> Recorded data:
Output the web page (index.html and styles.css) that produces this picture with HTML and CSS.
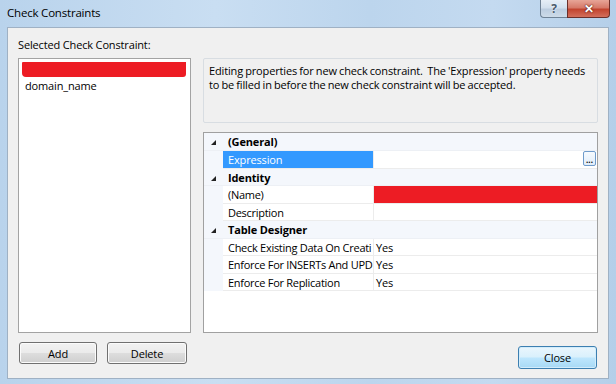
FILE: index.html
```html
<!DOCTYPE html>
<html>
<head>
<meta charset="utf-8">
<link rel="stylesheet" href="styles.css">
</head>
<body>
<div class="frame">
  <div class="titlebar">
    <span class="title">Check Constraints</span>
    <div class="caption">
      <span class="cap-help">?</span>
      <span class="cap-close">✕</span>
    </div>
  </div>
  <div class="client">
    <div class="label">Selected Check Constraint:</div>
    <div class="listbox">
      <div class="item"><span class="redact redact-item"></span></div>
      <div class="item">domain_name</div>
    </div>
    <div class="rightcol">
      <div class="desc">Editing properties for new check constraint.&nbsp; The 'Expression' property needs to be filled in before the new check constraint will be accepted.</div>
      <div class="pgrid">
        <div class="row first cat"><span class="gutter"><span class="tri"></span></span><span class="cname">(General)</span></div>
        <div class="row"><span class="gutter"></span><span class="name sel">Expression</span><span class="val"><span class="dots">...</span></span></div>
        <div class="row cat"><span class="gutter"><span class="tri"></span></span><span class="cname">Identity</span></div>
        <div class="row"><span class="gutter"></span><span class="name">(Name)</span><span class="val redval"></span></div>
        <div class="row"><span class="gutter"></span><span class="name">Description</span><span class="val"></span></div>
        <div class="row cat"><span class="gutter"><span class="tri"></span></span><span class="cname">Table Designer</span></div>
        <div class="row"><span class="gutter"></span><span class="name">Check Existing Data On Creati</span><span class="val">Yes</span></div>
        <div class="row"><span class="gutter"></span><span class="name">Enforce For INSERTs And UPD</span><span class="val">Yes</span></div>
        <div class="row"><span class="gutter"></span><span class="name">Enforce For Replication</span><span class="val">Yes</span></div>
      </div>
    </div>
    <div class="leftbtns">
      <button class="btn btn-add">Add</button>
      <button class="btn btn-del">Delete</button>
    </div>
    <div class="closerow">
      <button class="btn btn-close">Close</button>
    </div>
  </div>
</div>
</body>
</html>
```
FILE: styles.css
```css
* { box-sizing: border-box; }
html, body { margin: 0; padding: 0; }
body {
  width: 616px;
  height: 384px;
  overflow: hidden;
  font-family: "Open Sans", "Noto Sans", sans-serif;
  font-size: 11px;
  letter-spacing: -0.15px;
  color: #000;
}
.frame {
  width: 616px;
  height: 384px;
  display: flex;
  flex-direction: column;
  background: linear-gradient(90deg, #b9d3ec 0%, #c9def2 35%, #bcd5ed 60%, #c4daf0 80%, #b5cfe9 100%);
}
.titlebar {
  height: 27px;
  display: flex;
  justify-content: space-between;
  align-items: flex-start;
  flex: none;
}
.title {
  padding: 5px 0 0 7px;
  font-size: 11.5px;
  letter-spacing: -0.2px;
  line-height: 16px;
  color: #000;
}
.caption {
  display: flex;
  margin-right: 6px;
  height: 18px;
}
.cap-help {
  width: 27px;
  height: 18px;
  border: 1px solid #6f8296;
  border-top: none;
  border-right: none;
  border-radius: 0 0 0 4px;
  background: linear-gradient(#e6eef7 0%, #d3e0ee 45%, #bccde0 55%, #cddbe9 100%);
  color: #4a5a6c;
  font-weight: bold;
  font-size: 12px;
  line-height: 17px;
  text-align: center;
  text-shadow: 0 0 2px #fff;
}
.cap-close {
  width: 43px;
  height: 18px;
  border: 1px solid #6b2f2a;
  border-top: none;
  border-radius: 0 0 4px 0;
  background: linear-gradient(#e7a597 0%, #d67a69 45%, #c2442f 55%, #d36f5c 100%);
  color: #fff;
  font-weight: bold;
  font-size: 12px;
  line-height: 17px;
  text-align: center;
  text-shadow: 0 0 2px #5a1a10, 0 0 1px #5a1a10;
}
.client {
  flex: 1;
  margin: 0 7px 5px 7px;
  border: 1px solid #9fb1c4;
  background: #f0f0f0;
  display: grid;
  grid-template-columns: 173px 395px;
  grid-template-rows: 20px 275px auto;
  column-gap: 12px;
  padding: 10px 10px 0 10px;
}
.label {
  grid-column: 1;
  grid-row: 1;
  line-height: 14px;
  height: 14px;
}
.listbox {
  grid-column: 1;
  grid-row: 2;
  border: 1px solid #a3a3a3;
  background: #fff;
  padding: 2px 3px;
}
.item {
  height: 16px;
  line-height: 16px;
  padding-left: 3px;
}
.redact {
  display: block;
  background: #ed1c24;
}
.redact-item {
  height: 15px;
  margin: 1px 1px 0 -3px;
  border-radius: 1px 0 3px 4px;
}
.rightcol {
  grid-column: 2;
  grid-row: 2;
  display: flex;
  flex-direction: column;
}
.desc {
  height: 65px;
  flex: none;
  border: 1px solid #d8dde2;
  border-radius: 2px;
  background: #f0f0f0;
  padding: 5px 5px 4px 5px;
  line-height: 13.5px;
  word-spacing: -0.5px;
  margin-bottom: 9px;
}
.pgrid {
  flex: 1;
  border: 1px solid #a0a0a0;
  background: #fff;
}
.row {
  display: flex;
  height: 17.5px;
  line-height: 17px;
}
.row.first { height: 18px; line-height: 18px; }
.gutter {
  width: 19px;
  flex: none;
  background: #f4f7fc;
  position: relative;
}
.tri {
  position: absolute;
  left: 7px;
  top: 7px;
  width: 0;
  height: 0;
  border-left: 5px solid transparent;
  border-bottom: 5px solid #222;
}
.cat {
  background: #f4f7fc;
  border-bottom: 1px solid #edf0f5;
}
.cname {
  font-weight: bold;
  padding-left: 5px;
}
.name {
  width: 150px;
  flex: none;
  padding-left: 5px;
  white-space: nowrap;
  overflow: hidden;
  letter-spacing: -0.28px;
  border-bottom: 1px solid #ececec;
}
.name.sel {
  background: #3399ff;
  color: #fff;
  letter-spacing: -0.15px;
}
.val {
  flex: 1;
  display: flex;
  border-left: 1px solid #ececec;
  border-bottom: 1px solid #ececec;
  padding-left: 2px;
}
.redval {
  background: #ed1c24;
  border-left-color: #ececec;
}
.dots {
  margin: 0 1px 0 auto;
  width: 13px;
  height: 15px;
  border: 1px solid #6f9bcb;
  border-radius: 2px;
  background: linear-gradient(#f6fafe, #e1edf9);
  font-size: 8px;
  line-height: 16px;
  text-align: center;
  letter-spacing: 0;
  color: #000;
  font-weight: bold;
}
.leftbtns {
  grid-column: 1;
  grid-row: 3;
  display: flex;
  gap: 10px;
  padding-left: 1px;
  margin-top: 9px;
  align-items: flex-start;
}
.closerow {
  grid-column: 2;
  grid-row: 3;
  display: flex;
  justify-content: flex-end;
  margin-top: 13px;
  padding-right: 1px;
  align-items: flex-start;
}
.btn {
  font-family: "Open Sans", "Noto Sans", sans-serif;
  font-size: 11px;
  letter-spacing: -0.15px;
  color: #000;
  height: 22px;
  padding: 0;
  border: 1px solid #707070;
  border-radius: 3px;
  background: linear-gradient(#f2f2f2 0%, #ebebeb 48%, #dddddd 52%, #cfcfcf 100%);
  box-shadow: inset 0 0 0 1px #fbfbfb;
}
.btn-add { width: 78px; }
.btn-del { width: 80px; }
.btn-close {
  width: 79px;
  height: 23px;
  border-color: #3c7fb1;
  background: linear-gradient(#eaf6fd 0%, #d9f0fc 48%, #bee6fd 52%, #a7d9f5 100%);
  box-shadow: inset 0 0 0 1px #d2ecfb;
}
```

> Task instructions:
Working from the listing above, pick out every line that has "styles" and copy it.

> Response to the exercise:
Output the web page (index.html and styles.css) that produces this picture with HTML and CSS.
<link rel="stylesheet" href="styles.css">
FILE: styles.css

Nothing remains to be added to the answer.